I have never been to the Church of the Nativity, the Church in Bethlehem which tradition tells us is built over the place where Jesus was born. Those who have been there tell me that to enter the Church you have to go through a very low door. Many people suggest that the entrance was built in this way as a means of defence to stop soldiers riding their horses into the Church in order to vandalise it. Others suggest that this small entrance replaced an earlier, much grander entrance, which was reserved for kings, emperors and princes. That entrance was closed as a way of saying that every person, no matter their wealth or social standing, was equally welcome in this holy place.
In one of his Christmas homilies Pope Benedict suggested a deeper meaning to this small entrance door. “If we want to find God who appeared to us as a child,” said the Pope, “then we must dismount from the high horse of our ‘enlightened’ reason. We must set aside our false certainties, our intellectual pride, which prevents us from recognising God’s closeness. We must bend down in order to pass through the door of faith to encounter the God who is so different to our prejudices and opinions – the God who conceals himself in the humility of a new-born baby”.
Many people who are fascinated by and deeply admiring of Jesus believe that the greatest mistake the early Church made was to believe that Jesus was God. They are very eager to acknowledge that Jesus was a great man, and perhaps one of the greatest who ever lived. If they believe in God they are often very ready to agree that Jesus had a closer relationship with God than any one else. But to believe that Jesus, born into a simple family in a humble stable in an out-of-the-way town called Bethlehem, was actually God himself – this just seems too incredible, perhaps even too ridiculous, to be believed.
And yet this is exactly what the Church teaches us. It is what we profess every time we recite the Creed at Mass. Jesus is “God from God, Light from Light, true God from true God”. While this is a mystery far beyond our capacity to fully understand, one of the most important things this belief opens up for us is this: that when we listen to the voice of Jesus, we are listening to the voice of God. When we see the compassion and forgiveness and healing power of Jesus we are encountering the God whose love for us knows no limits. And when we unite ourselves with Jesus, in our minds and in our hearts and in our desires, and especially when we unite ourselves with him in the Eucharist, we find ourselves in a communion of great intimacy and friendship with God.
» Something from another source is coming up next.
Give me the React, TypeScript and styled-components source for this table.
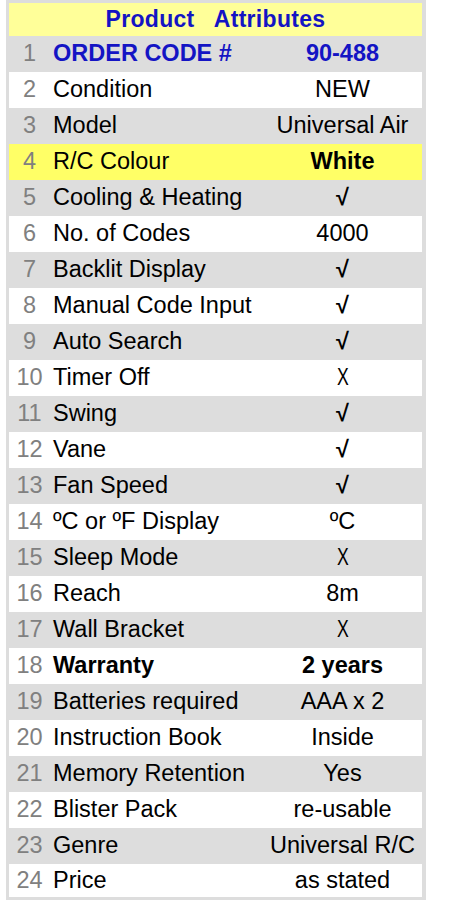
import styled, { createGlobalStyle } from 'styled-components'

const GlobalStyle = createGlobalStyle`
  html, body {
    margin: 0;
    padding: 0;
    background: #fff;
  }
  body {
    font-family: "Liberation Sans", Arial, sans-serif;
  }
`

const Frame = styled.div`
  width: 413px;
  margin-left: 6px;
  padding: 3px 4px 3px 3px;
  background-color: #dddddd;
`

const Header = styled.div`
  height: 33px;
  display: flex;
  align-items: center;
  justify-content: center;
  background-color: #ffff99;
  color: #1414c4;
  font-size: 23px;
  font-weight: bold;
  letter-spacing: 0.3px;
  white-space: pre;
`

type Tone = 'gray' | 'white' | 'yellow'

const toneColor: Record<Tone, string> = {
  gray: '#dddddd',
  white: '#ffffff',
  yellow: '#ffff66',
}

const Row = styled.div<{ $tone: Tone; $last?: boolean }>`
  display: grid;
  grid-template-columns: 41px 213px 1fr;
  align-items: center;
  height: ${(p) => (p.$last ? '33px' : '36px')};
  background-color: ${(p) => toneColor[p.$tone]};
  font-size: 23.5px;
  line-height: 1;
  color: #000;
`

const Num = styled.span`
  text-align: center;
  color: #808080;
`

const Label = styled.span<{ $strong?: boolean; $blue?: boolean }>`
  padding-left: 3px;
  white-space: nowrap;
  font-weight: ${(p) => (p.$strong ? 'bold' : 'normal')};
  color: ${(p) => (p.$blue ? '#1414c4' : '#000')};
`

const Value = styled.span<{ $strong?: boolean; $blue?: boolean }>`
  text-align: center;
  white-space: nowrap;
  font-weight: ${(p) => (p.$strong ? 'bold' : 'normal')};
  color: ${(p) => (p.$blue ? '#1414c4' : '#000')};
`

const Cross = styled.span`
  display: inline-block;
  transform: scaleX(0.75);
`

const Tick = styled.span`
  font-weight: bold;
`

type Attr = {
  label: string
  value: React.ReactNode
  strong?: boolean
  blue?: boolean
  highlight?: boolean
}

const yes = <Tick>√</Tick>
const no = <Cross>X</Cross>

const attributes: Attr[] = [
  { label: 'ORDER CODE #', value: '90-488', strong: true, blue: true },
  { label: 'Condition', value: 'NEW' },
  { label: 'Model', value: 'Universal Air' },
  { label: 'R/C Colour', value: <b>White</b>, highlight: true },
  { label: 'Cooling & Heating', value: yes },
  { label: 'No. of Codes', value: '4000' },
  { label: 'Backlit Display', value: yes },
  { label: 'Manual Code Input', value: yes },
  { label: 'Auto Search', value: yes },
  { label: 'Timer Off', value: no },
  { label: 'Swing', value: yes },
  { label: 'Vane', value: yes },
  { label: 'Fan Speed', value: yes },
  { label: 'ºC or ºF Display', value: 'ºC' },
  { label: 'Sleep Mode', value: no },
  { label: 'Reach', value: '8m' },
  { label: 'Wall Bracket', value: no },
  { label: 'Warranty', value: '2 years', strong: true },
  { label: 'Batteries required', value: 'AAA x 2' },
  { label: 'Instruction Book', value: 'Inside' },
  { label: 'Memory Retention', value: 'Yes' },
  { label: 'Blister Pack', value: 're-usable' },
  { label: 'Genre', value: 'Universal R/C' },
  { label: 'Price', value: 'as stated' },
]

export default function App(): JSX.Element {
  return (
    <>
      <GlobalStyle />
      <Frame>
        <Header>{'Product   Attributes'}</Header>
        {attributes.map((a, i) => {
          const n = i + 1
          const tone: Tone = a.highlight ? 'yellow' : n % 2 === 1 ? 'gray' : 'white'
          return (
            <Row key={n} $tone={tone} $last={n === attributes.length}>
              <Num>{n}</Num>
              <Label $strong={a.strong} $blue={a.blue}>{a.label}</Label>
              <Value $strong={a.strong} $blue={a.blue}>{a.value}</Value>
            </Row>
          )
        })}
      </Frame>
    </>
  )
}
And in doing all this we not only find God but also our true selves, for we are most fully ourselves, and our best selves, when we know ourselves to be living in God.
All of this begins in a very real sense when Jesus, God himself, is born of Mary in the simple stable in Bethlehem. As we contemplate the mystery set before us in the Christmas Crib, we might ask ourselves this question: do I dare to believe that God really is as Jesus shows him to be? That God is loving, and forgiving; that God is merciful and kind; that God wishes to draw me into a life of intimacy and deep friendship with him; that God is longing to share his life with me now, and forever in eternity? If we can believe this – if we are brave enough and bold enough to believe that we can be, and are, loved and cherished so much by God – then we will begin to experience the joy of living in a way we never have before. And this is the Christmas gift the Lord offers us tonight.
But just as the small door into the Church of the Nativity can only be passed through if we bow low, so we will only be able to grasp the enormity, and the beauty and the power of this most basic truth of Christmas if we, as Pope Benedict says, dismount from the high horse of our false certainties and intellectual pride and, in simplicity and humility, recognise the presence of the living God in the fragile child whose birth we celebrate tonight. May this, the gift of humility and simplicity which we see reflected in the face of the infant Jesus, be the gift we ask for, and the gift we receive from the Lord, as we celebrate his holy birth.